Section 1498 May Be a Potential Government Remedy for Approved, Unlaunched Etanercept Biosimilars

A method for government intervention in long-simmering patent disputes on biosimilar medications seems have been hiding in plain sight. And it can be instituted immediately. This is according to a new white paper from New York University School of Law, which highlights a piece of existing legislation that has been on the books for decades but is rarely discussed.

For several years, the biosimilar industry and government has sought ways to utilize the tools at its disposal to deal with patent evergreening and patent thickets contrived by the makers of reference biologics. The Biologics Price Competition and Innovation Act’s (BPCIA) patent dance was insufficient to address the more than 75 patents on individual biologics typically filed by their manufacturers over the course of time.

The Federal Trade Commission (FTC) seemed to be the governmental authority best positioned to tackle anticompetitive patents. However, hope has faded in this respect, with the undercutting of a 2019 Senate bill that would have pushed the FTC to do just that. In a private E-mail discussion with a highly placed lawyer with the FTC, BR&R was told that the agency did not have the authority to invalidate patents it considered anticompetitive.

Section 1498 and Pharmaceuticals

Part of the Patent and Trademark Amendments Act of 1980, 28 U.S.C. §1498 allows the federal government to use any technology assigned a US patent with immunity from patent claims. This means that a technology or product can be used by the US government without permission by offering the holder of the patent “reasonable and entire compensation,” which in the past has been no more than 10% of sales.

Kevin Nelson, JD

The question over use of Section 1498 was raised in 2016 over the production of hepatitis C virus and more recently regarding methods of increasing COVID-19 vaccine production. However, the authors of the white paper, §1498: A Guide to Government Patent Use: A Path to Licensing and Distributing Generic Drugs, also focused on its application to the biosimilar industry. The Technology Law & Policy Clinic at NYU evaluated different scenarios that might occur, while only one actually would realistically apply: An FDA-approved biosimilar is prevented from being prescribed because of patent issues. This would directly address the situation with Humira® and Enbrel® and their biosimilar competition.
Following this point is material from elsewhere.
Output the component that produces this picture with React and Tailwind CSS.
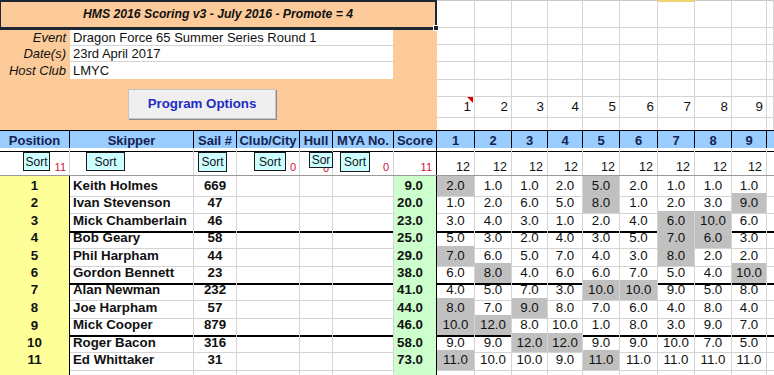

In a 2019 interview with Kevin Nelson, Esq., Partner with Schiff Hardin LLP, Chicago, and our expert on intellectual property issues, we discussed FTC’s past actions in the realm of pharmaceutical patents. We asked Mr. Nelson about the use of Section 1498 as a potential remedy for these long-delayed biosimilars, the exclusivity periods for which have expired years ago. He replied, “Section 1498 operates sort of like eminent domain, but with patent and copyright rights. The government (or an entity at its designation) can make or use something that is protected by patent or copyright without the owner’s consent, but has to pay the owner reasonable compensation.”

To date, the question of negotiating reasonable compensation with patent holder has not yet been tested in the pharmaceutical context. The threat of implementing Section 1498 in the pharmaceutical industry was made by Health and Human Services Secretary Tommy Thompson in 2001. The US sought urgently to create a national stockpile of the antibiotic ciprofloxacin (Cipro®), which was owned by the pharmaceutical maker Bayer, to address the potential menace of anthrax. Secretary Thompson made it known that the government was prepared to utilize Section 1498 to allow generic manufacturers to produce massive quantities of ciprofloxacin. Reacting to the threat, Bayer agreed to reduce its price substantially and fulfill the government’s demand.
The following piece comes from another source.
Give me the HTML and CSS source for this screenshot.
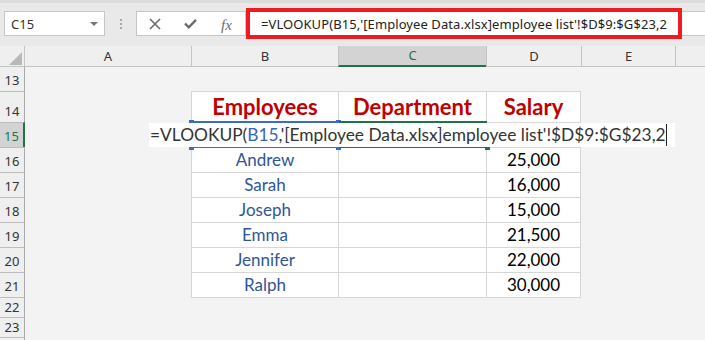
FILE: index.html
```html
<!DOCTYPE html>
<html>
<head>
<meta charset="utf-8">
<link rel="stylesheet" href="styles.css">
</head>
<body>
<div class="app">
  <div class="fbar">
    <div class="namebox"><span class="nb-text">C15</span><span class="nb-arrow"></span></div>
    <div class="grip"><i></i><i></i><i></i></div>
    <div class="fbtns">
      <svg class="ico" width="12" height="12" viewBox="0 0 12 12"><path d="M1 1 L11 11 M11 1 L1 11" stroke="#6b6b6b" stroke-width="1.6" fill="none"/></svg>
      <svg class="ico" width="13" height="11" viewBox="0 0 13 11"><path d="M1 5.5 L4.8 9.3 L12 1.8" stroke="#6b6b6b" stroke-width="2.4" fill="none"/></svg>
      <span class="fx">fx</span>
    </div>
    <div class="finput">
      <span class="ftext">=VLOOKUP(B15,'[Employee Data.xlsx]employee list'!$D$9:$G$23,2</span>
      <div class="redbox"></div>
    </div>
  </div>

  <div class="sheet">
    <div class="row hdr">
      <div class="corner"><svg width="13" height="13" viewBox="0 0 13 13"><polygon points="13,0 13,13 0,13" fill="#b9b9b9"/></svg></div>
      <div class="ch">A</div>
      <div class="ch sep">B</div>
      <div class="ch sep sel">C</div>
      <div class="ch sep">D</div>
      <div class="ch sep">E</div>
      <div class="ch sep"></div>
    </div>

    <div class="row r13">
      <div class="rh">13</div><div></div><div></div><div></div><div></div><div></div><div></div>
    </div>

    <div class="row r14">
      <div class="rh line">14</div><div></div>
      <div class="t th">Employees</div>
      <div class="t th">Department</div>
      <div class="t th tr">Salary</div>
      <div></div><div></div>
    </div>

    <div class="row r15">
      <div class="rh line rsel">15</div><div></div>
      <div class="t"></div>
      <div class="t"></div>
      <div class="t tr"></div>
      <div></div><div></div>
      <div class="blue-sel"><i class="h tl"></i><i class="h trh"></i><i class="h bl"></i><i class="h br"></i></div>
      <div class="green-sel"><i class="gh"></i></div>
      <div class="edit"><span>=VLOOKUP(</span><span class="ref">B15</span><span>,'[Employee Data.xlsx]employee list'!$D$9:$G$23,2</span><i class="caret"></i></div>
    </div>

    <div class="row">
      <div class="rh line">16</div><div></div>
      <div class="t name">Andrew</div><div class="t"></div><div class="t tr num">25,000</div><div></div><div></div>
    </div>
    <div class="row">
      <div class="rh line">17</div><div></div>
      <div class="t name">Sarah</div><div class="t"></div><div class="t tr num">16,000</div><div></div><div></div>
    </div>
    <div class="row">
      <div class="rh line">18</div><div></div>
      <div class="t name">Joseph</div><div class="t"></div><div class="t tr num">15,000</div><div></div><div></div>
    </div>
    <div class="row">
      <div class="rh line">19</div><div></div>
      <div class="t name">Emma</div><div class="t"></div><div class="t tr num">21,500</div><div></div><div></div>
    </div>
    <div class="row">
      <div class="rh line">20</div><div></div>
      <div class="t name">Jennifer</div><div class="t"></div><div class="t tr num">22,000</div><div></div><div></div>
    </div>
    <div class="row">
      <div class="rh line">21</div><div></div>
      <div class="t name">Ralph</div><div class="t"></div><div class="t tr num">30,000</div><div></div><div></div>
    </div>
    <div class="row r22">
      <div class="rh line">22</div><div></div>
      <div class="tb"></div><div class="tb"></div><div class="tb"></div><div></div><div></div>
    </div>
    <div class="row r22">
      <div class="rh line">23</div><div></div><div></div><div></div><div></div><div></div><div></div>
    </div>
    <div class="row r24">
      <div class="rh line"></div><div></div><div></div><div></div><div></div><div></div><div></div>
    </div>
  </div>
</div>
</body>
</html>
```

FILE: styles.css
```css
* { box-sizing: border-box; }
html, body { margin: 0; padding: 0; }
body {
  width: 705px;
  height: 340px;
  overflow: hidden;
  background: #f3f3f3;
  font-family: "Noto Sans", "Open Sans", sans-serif;
}
.app { display: flex; flex-direction: column; }

/* formula bar */
.fbar {
  height: 46px;
  background: #e9e9e9;
  display: flex;
  align-items: flex-start;
  padding-left: 4px;
  border-top: 3px solid #dcdcdc;
  padding-top: 8px;
}
.namebox {
  width: 101px;
  height: 25px;
  background: #fff;
  border: 1px solid #c6c6c6;
  display: flex;
  align-items: center;
  justify-content: space-between;
  padding: 0 6px 0 6px;
}
.nb-text { font-size: 13px; color: #333; }
.nb-arrow {
  width: 0; height: 0;
  border-left: 4px solid transparent;
  border-right: 4px solid transparent;
  border-top: 4px solid #777;
}
.grip {
  width: 31px;
  height: 25px;
  display: flex;
  flex-direction: column;
  align-items: center;
  justify-content: center;
  gap: 2px;
}
.grip i { display: block; width: 2px; height: 2px; background: #a8a8a8; }
.fbtns {
  width: 110px;
  height: 25px;
  background: #fff;
  border: 1px solid #c6c6c6;
  display: flex;
  align-items: center;
  gap: 23px;
  padding: 0 0 0 12px;
}
.fx {
  font-family: "Liberation Serif", serif;
  font-style: italic;
  font-size: 15px;
  color: #6b6b6b;
  margin-left: 1px;
  line-height: 1;
  margin-top: 4px;
}
.finput {
  flex: 1;
  height: 25px;
  background: #fff;
  border-top: 1px solid #c6c6c6;
  border-bottom: 1px solid #c6c6c6;
  position: relative;
  padding-left: 15px;
  line-height: 23px;
  white-space: nowrap;
}
.ftext { font-size: 13px; color: #222; letter-spacing: 0.08px; }
.redbox {
  position: absolute;
  left: 0;
  top: -4px;
  width: 436px;
  height: 31px;
  border: 4px solid #ed1c24;
}

/* sheet */
.sheet { display: flex; flex-direction: column; }
.row {
  display: grid;
  grid-template-columns: 25px 166px 147px 148px 95px 94px 1fr;
  height: 25px;
  position: relative;
}
.hdr {
  height: 21px;
  background: #efefef;
  border-bottom: 1px solid #c4c4c4;
}
.r13 { height: 24px; }
.r14 { height: 31px; }
.r22 { height: 20px; }
.r24 { height: 10px; }

.corner {
  border-right: 1px solid #c4c4c4;
  display: flex;
  align-items: flex-end;
  justify-content: flex-end;
  padding: 0 2px 2px 0;
}
.ch {
  font-size: 13px;
  color: #333;
  text-align: center;
  line-height: 20px;
}
.ch.sep { border-left: 1px solid #c4c4c4; }
.ch.sel {
  background: #d3d3d3;
  color: #217346;
  border-bottom: 2px solid #217346;
  line-height: 19px;
}

.rh {
  background: #efefef;
  border-right: 1px solid #a9a9a9;
  font-size: 13px;
  color: #333;
  text-align: center;
  display: flex;
  align-items: flex-end;
  justify-content: center;
  padding-bottom: 2px;
}
.rh.line { border-top: 1px solid #bdbdbd; }
.rh.rsel {
  background: #d3d3d3;
  color: #217346;
  border-right: 2px solid #217346;
}

/* table cells */
.t {
  background: #fff;
  border-left: 1px solid #d6d6d6;
  border-top: 1px solid #d6d6d6;
  text-align: center;
  font-family: "Lato", sans-serif;
  font-size: 17px;
  line-height: 24px;
  white-space: nowrap;
}
.t.tr { border-right: 1px solid #d6d6d6; }
.tb { border-top: 1px solid #d6d6d6; }
.th {
  color: #c00000;
  font-weight: 700;
  font-size: 22px;
  line-height: 30px;
}
.name { color: #2f5597; }
.num { color: #000; }

/* editing overlay in row 15 */
.edit {
  position: absolute;
  left: 149px;
  top: 1px;
  width: 526px;
  height: 24px;
  background: #fff;
  font-family: "Lato", sans-serif;
  font-size: 17.35px;
  line-height: 24px;
  color: #333;
  white-space: nowrap;
  padding-left: 1px;
  z-index: 2;
}
.edit .ref { color: #3566b8; }
.caret {
  position: absolute;
  left: 517px;
  top: 1px;
  width: 1px;
  height: 22px;
  background: #222;
}
.blue-sel {
  position: absolute;
  left: 191px;
  top: -1px;
  width: 148px;
  height: 27px;
  border-top: 2px solid #3a6cc4;
  border-bottom: 2px solid #3a6cc4;
  z-index: 1;
}
.green-sel {
  position: absolute;
  left: 339px;
  top: -1px;
  width: 148px;
  height: 27px;
  border-top: 2px solid #217346;
  border-bottom: 2px solid #217346;
  z-index: 1;
}
.h, .gh {
  position: absolute;
  width: 5px;
  height: 5px;
  z-index: 5;
}
.h { background: #3a6cc4; }
.gh { background: #217346; right: -3px; bottom: -4px; }
.h.tl { left: -2px; top: -3px; }
.h.trh { right: -2px; top: -3px; }
.h.bl { left: -2px; bottom: -4px; }
.h.br { right: -2px; bottom: -4px; }
```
“From a technical standpoint,” said Mr. Nelson, “Section 1498 appears to allow the government to assign a manufacturer to produce an FDA-approved biosimilar product, and then the issue would be what would constitute reasonable compensation to the brand.” He continued, “Negotiations could take place before or after launch of the product. I would expect the government would try to work out something beforehand. But none of this has ever been tested. I cannot see that process as a possibility for biosimilars that have not yet been approved as there would be safety/efficacy concerns.”
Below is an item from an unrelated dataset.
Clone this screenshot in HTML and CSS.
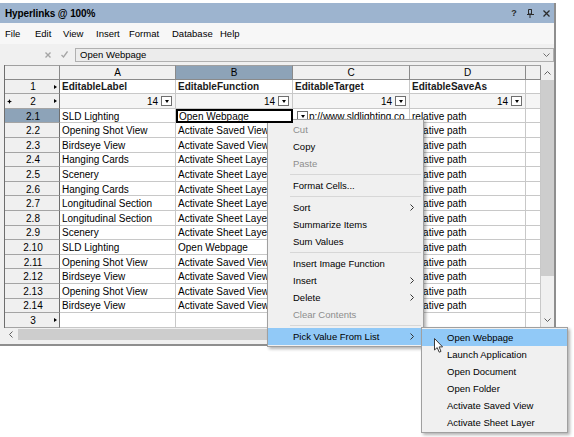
FILE: index.html
```html
<!DOCTYPE html>
<html>
<head>
<meta charset="utf-8">
<title>Hyperlinks</title>
<link rel="stylesheet" href="styles.css">
</head>
<body>
<div class="window">
  <div class="titlebar">
    <span class="title">Hyperlinks @ 100%</span>
    <div class="tb-icons">
      <span class="tb-icon help">?</span>
      <span class="tb-icon"><svg width="7" height="9" viewBox="0 0 7 9"><path d="M1.5 0.5h3v4.5h-3z M4.5 0.5v4.5 M0 5.5h7 M3 5.5v3.5" stroke="#2b2b2b" fill="none" stroke-width="1"/></svg></span>
      <span class="tb-icon"><svg width="7" height="7" viewBox="0 0 7 7"><path d="M0.5 0.5L6.5 6.5M6.5 0.5L0.5 6.5" stroke="#2b2b2b" stroke-width="1.3"/></svg></span>
    </div>
  </div>
  <div class="menubar">
    <span>File</span><span>Edit</span><span>View</span><span>Insert</span><span>Format</span><span>Database</span><span>Help</span>
  </div>
  <div class="formulabar">
    <svg class="fx" width="6" height="6" viewBox="0 0 6 6"><path d="M0.5 0.5L5.5 5.5M5.5 0.5L0.5 5.5" stroke="#a5a5a5" stroke-width="1.4"/></svg>
    <svg class="fchk" width="7" height="7" viewBox="0 0 7 7"><path d="M0.5 4L2.5 6L6.5 0.5" stroke="#a5a5a5" stroke-width="1.3" fill="none"/></svg>
    <div class="fbox"><span>Open Webpage</span><svg width="7" height="4" viewBox="0 0 7 4"><path d="M0.5 0.5L3.5 3.5L6.5 0.5" stroke="#707070" fill="none"/></svg></div>
  </div>
  <div class="content">
    <div class="sheet">
      <div class="grid">
        <div class="ch"></div><div class="ch">A</div><div class="ch sel">B</div><div class="ch">C</div><div class="ch">D</div><div class="ch"></div>

        <div class="rh"><span></span><span>1</span><span class="mr"><b class="tri"></b></span></div>
        <div class="c b">EditableLabel</div><div class="c b">EditableFunction</div><div class="c b">EditableTarget</div><div class="c b">EditableSaveAs</div><div class="c"></div>

        <div class="rh"><span class="ml"><svg width="5" height="5" viewBox="0 0 5 5"><path d="M2.5 0L3.2 1.8L5 2.5L3.2 3.2L2.5 5L1.8 3.2L0 2.5L1.8 1.8Z" fill="#000"/></svg></span><span>2</span><span class="mr"><b class="tri"></b></span></div>
        <div class="c f"><span>14</span><span class="dd"></span></div><div class="c f"><span>14</span><span class="dd"></span></div><div class="c f"><span>14</span><span class="dd"></span></div><div class="c f"><span>14</span><span class="dd"></span></div><div class="c f"></div>

        <div class="rh sel"><span></span><span>2.1</span><span></span></div>
        <div class="c">SLD Lighting</div><div class="c cur">Open Webpage</div><div class="c"><span class="dd tall"></span><span class="url">p://www.sldlighting.co</span></div><div class="c">relative path</div><div class="c"></div>

        <div class="rh"><span></span><span>2.2</span><span></span></div>
        <div class="c">Opening Shot View</div><div class="c">Activate Saved View</div><div class="c"></div><div class="c">relative path</div><div class="c"></div>

        <div class="rh"><span></span><span>2.3</span><span></span></div>
        <div class="c">Birdseye View</div><div class="c">Activate Saved View</div><div class="c"></div><div class="c">relative path</div><div class="c"></div>

        <div class="rh"><span></span><span>2.4</span><span></span></div>
        <div class="c">Hanging Cards</div><div class="c">Activate Sheet Layer</div><div class="c"></div><div class="c">relative path</div><div class="c"></div>

        <div class="rh"><span></span><span>2.5</span><span></span></div>
        <div class="c">Scenery</div><div class="c">Activate Sheet Layer</div><div class="c"></div><div class="c">relative path</div><div class="c"></div>

        <div class="rh"><span></span><span>2.6</span><span></span></div>
        <div class="c">Hanging Cards</div><div class="c">Activate Sheet Layer</div><div class="c"></div><div class="c">relative path</div><div class="c"></div>

        <div class="rh"><span></span><span>2.7</span><span></span></div>
        <div class="c">Longitudinal Section</div><div class="c">Activate Sheet Layer</div><div class="c"></div><div class="c">relative path</div><div class="c"></div>

        <div class="rh"><span></span><span>2.8</span><span></span></div>
        <div class="c">Longitudinal Section</div><div class="c">Activate Sheet Layer</div><div class="c"></div><div class="c">relative path</div><div class="c"></div>

        <div class="rh"><span></span><span>2.9</span><span></span></div>
        <div class="c">Scenery</div><div class="c">Activate Sheet Layer</div><div class="c"></div><div class="c">relative path</div><div class="c"></div>

        <div class="rh"><span></span><span>2.10</span><span></span></div>
        <div class="c">SLD Lighting</div><div class="c">Open Webpage</div><div class="c"></div><div class="c">relative path</div><div class="c"></div>

        <div class="rh"><span></span><span>2.11</span><span></span></div>
        <div class="c">Opening Shot View</div><div class="c">Activate Saved View</div><div class="c"></div><div class="c">relative path</div><div class="c"></div>

        <div class="rh"><span></span><span>2.12</span><span></span></div>
        <div class="c">Birdseye View</div><div class="c">Activate Saved View</div><div class="c"></div><div class="c">relative path</div><div class="c"></div>

        <div class="rh"><span></span><span>2.13</span><span></span></div>
        <div class="c">Opening Shot View</div><div class="c">Activate Saved View</div><div class="c"></div><div class="c">relative path</div><div class="c"></div>

        <div class="rh"><span></span><span>2.14</span><span></span></div>
        <div class="c">Birdseye View</div><div class="c">Activate Saved View</div><div class="c"></div><div class="c">relative path</div><div class="c"></div>

        <div class="rh"><span></span><span>3</span><span class="mr"><b class="tri"></b></span></div>
        <div class="c"></div><div class="c"></div><div class="c"></div><div class="c"></div><div class="c"></div>
      </div>
      <div class="hscroll">
        <div class="harrow"><svg width="4" height="7" viewBox="0 0 4 7"><path d="M3.5 0.5L0.5 3.5L3.5 6.5" stroke="#606060" fill="none"/></svg></div>
        <div class="hthumb"></div>
        <div class="htrack"></div>
      </div>
    </div>
    <div class="vscroll">
      <div class="varrow"><svg width="7" height="4" viewBox="0 0 7 4"><path d="M0.5 3.5L3.5 0.5L6.5 3.5" stroke="#606060" fill="none"/></svg></div>
      <div class="vthumb"></div>
      <div class="vtrack"></div>
      <div class="varrow"><svg width="7" height="4" viewBox="0 0 7 4"><path d="M0.5 0.5L3.5 3.5L6.5 0.5" stroke="#606060" fill="none"/></svg></div>
      <div class="corner"></div>
    </div>
  </div>
</div>

<div class="menu ctx">
  <div class="mi dis">Cut</div>
  <div class="mi">Copy</div>
  <div class="mi dis">Paste</div>
  <div class="sep"></div>
  <div class="mi">Format Cells...</div>
  <div class="sep"></div>
  <div class="mi">Sort<svg class="arr" width="4" height="7" viewBox="0 0 4 7"><path d="M0.5 0.5L3.5 3.5L0.5 6.5" stroke="#333" fill="none"/></svg></div>
  <div class="mi">Summarize Items</div>
  <div class="mi">Sum Values</div>
  <div class="sep"></div>
  <div class="mi">Insert Image Function</div>
  <div class="mi">Insert<svg class="arr" width="4" height="7" viewBox="0 0 4 7"><path d="M0.5 0.5L3.5 3.5L0.5 6.5" stroke="#333" fill="none"/></svg></div>
  <div class="mi">Delete<svg class="arr" width="4" height="7" viewBox="0 0 4 7"><path d="M0.5 0.5L3.5 3.5L0.5 6.5" stroke="#333" fill="none"/></svg></div>
  <div class="mi dis">Clear Contents</div>
  <div class="sep"></div>
  <div class="mi hl">Pick Value From List<svg class="arr" width="4" height="7" viewBox="0 0 4 7"><path d="M0.5 0.5L3.5 3.5L0.5 6.5" stroke="#333" fill="none"/></svg></div>
</div>

<div class="menu sub">
  <div class="mi hl">Open Webpage</div>
  <div class="mi">Launch Application</div>
  <div class="mi">Open Document</div>
  <div class="mi">Open Folder</div>
  <div class="mi">Activate Saved View</div>
  <div class="mi">Activate Sheet Layer</div>
</div>

<svg class="cursor" width="10" height="15" viewBox="0 0 10 15"><path d="M0.5 0.5L0.5 12L3.2 9.6L5.2 14.2L7 13.4L5.1 8.9L8.6 8.9Z" fill="#fff" stroke="#3a3a3a" stroke-width="1" stroke-linejoin="round"/></svg>
</body>
</html>
```

FILE: styles.css
```css
* { box-sizing: border-box; }
html, body { margin: 0; padding: 0; background: #fff; }
body {
  font-family: "Liberation Sans", Arial, sans-serif;
  font-size: 10px;
  color: #000;
  position: relative;
  width: 574px;
  height: 437px;
  overflow: hidden;
}

.window {
  width: 556px;
  margin-top: 3px;
  background: #f0f0f0;
  border-right: 2px solid #8e8e8e;
  border-bottom: 2px solid #8e8e8e;
  display: flex;
  flex-direction: column;
}

.titlebar {
  height: 20px;
  background: #9db4cf;
  display: flex;
  align-items: center;
  padding-left: 5px;
}
.title { font-weight: bold; font-size: 10px; letter-spacing: -0.1px; }
.tb-icons { margin-left: auto; display: flex; }
.tb-icon {
  width: 16px;
  height: 20px;
  display: flex;
  align-items: center;
  justify-content: center;
}
.help { font-weight: bold; font-size: 9px; color: #2b2b2b; }

.menubar {
  height: 21px;
  background: #f7f7f7;
  display: flex;
  align-items: center;
  padding: 0 0 1px 5px;
  font-size: 9.5px;
}
.menubar span:nth-child(1) { width: 30px; }
.menubar span:nth-child(2) { width: 28px; }
.menubar span:nth-child(3) { width: 33px; }
.menubar span:nth-child(4) { width: 33px; }
.menubar span:nth-child(5) { width: 43px; }
.menubar span:nth-child(6) { width: 48px; }

.formulabar {
  height: 21px;
  display: flex;
  align-items: center;
  padding-left: 45px;
}
.fx { margin-right: 10px; }
.fchk { margin-right: 7px; }
.fbox {
  flex: 1;
  height: 14px;
  background: #ececec;
  border: 1px solid #b0b0b0;
  display: flex;
  align-items: center;
  justify-content: space-between;
  padding: 0 3px 0 4px;
  font-size: 9.5px;
}

.content { display: flex; padding: 0 0 3px 4px; }
.sheet { width: 537px; display: flex; flex-direction: column; }

.grid {
  display: grid;
  grid-template-columns: 55px 116px 117px 117px 116px 15px;
  grid-auto-rows: 14.6px;
  border-left: 1px solid #6e6e6e;
  background: #fff;
}
.grid > div {
  display: flex;
  align-items: center;
  overflow: hidden;
  white-space: nowrap;
  padding-top: 1px;
}

.ch {
  justify-content: center;
  background: #f0f0f0;
  border-top: 1px solid #a0a0a0;
  border-right: 1px solid #8a8a8a;
  border-bottom: 1px solid #8a8a8a;
}
.ch.sel { background: #8da3b8; }

.grid > .rh {
  display: grid;
  grid-template-columns: 10px 1fr 8px;
  align-items: center;
  background: #f0f0f0;
  border-right: 1px solid #6e6e6e;
  border-bottom: 1px solid #a4a4a4;
  text-align: center;
}
.grid > .rh.sel { background: #8da3b8; }
.rh .ml { display: flex; padding-left: 2px; }
.rh .mr { display: flex; justify-content: center; }
.tri {
  width: 0;
  height: 0;
  border-left: 3px solid #000;
  border-top: 2.5px solid transparent;
  border-bottom: 2.5px solid transparent;
}

.c {
  background: #fff;
  border-right: 1px solid #c8c8c8;
  border-bottom: 1px solid #c8c8c8;
  padding-left: 2px;
}
.c.b { font-weight: bold; color: #1a1a1a; }
.grid > .c.f {
  background: #f5f5f5;
  justify-content: flex-end;
  gap: 3px;
  padding-right: 3px;
}
.grid > .cur {
  position: relative;
  z-index: 1;
  outline: 2px solid #000;
  outline-offset: -2px;
  padding-left: 3px;
}

.dd {
  width: 11px;
  height: 10px;
  flex: none;
  background: #fff;
  border: 1px solid #6f6f6f;
  display: flex;
  align-items: center;
  justify-content: center;
}
.dd::after {
  content: "";
  width: 0;
  height: 0;
  border-top: 3px solid #000;
  border-left: 2.5px solid transparent;
  border-right: 2.5px solid transparent;
}
.dd.tall { height: 11px; width: 11px; margin-left: 2px; }
.url { margin-left: 1px; }

.hscroll { height: 13px; display: flex; background: #f0f0f0; }
.harrow { width: 13px; display: flex; align-items: center; justify-content: center; }
.hthumb { width: 420px; margin: 1px 0 1px 1px; background: #cdcdcd; }
.htrack { flex: 1; }

.vscroll { width: 13px; display: flex; flex-direction: column; background: #f0f0f0; }
.varrow { height: 15px; flex: none; display: flex; align-items: center; justify-content: center; }
.vthumb { height: 196px; flex: none; background: #cdcdcd; }
.vtrack { flex: 1; }
.corner { height: 13px; flex: none; }

.menu {
  position: absolute;
  background: #f0f0f0;
  border: 1px solid #a0a0a0;
  padding: 1px 0;
  box-shadow: 2px 2px 3px rgba(0, 0, 0, 0.3);
  font-size: 9.5px;
}
.ctx { left: 267px; top: 119px; width: 157px; }
.sub { left: 421px; top: 327px; width: 147px; }
.mi {
  height: 17px;
  display: flex;
  align-items: center;
  justify-content: space-between;
  padding: 0 9px 0 25px;
  white-space: nowrap;
}
.mi.dis { color: #8d8d8d; }
.mi.hl { background: #91c9f7; }
.sep { height: 1px; background: #d7d7d7; margin: 2px 2px 2px 22px; }

.cursor { position: absolute; left: 433.5px; top: 338px; }
```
Importantly, by invoking Section 1498, government patent use would be limited to use in federal healthcare populations (e.g., Medicare, Medicaid, Department of Defense, Veterans Affairs). In other words, private health plans and their members would not benefit from this move. Granted, once large quantities of a drug has been produced beyond the factories of the reference manufacturer, it might be hard to “put the genie back in the bottle.” In any case, the reference manufacturer would have to be compensated, at least through the expiration of any remaining, significant patent.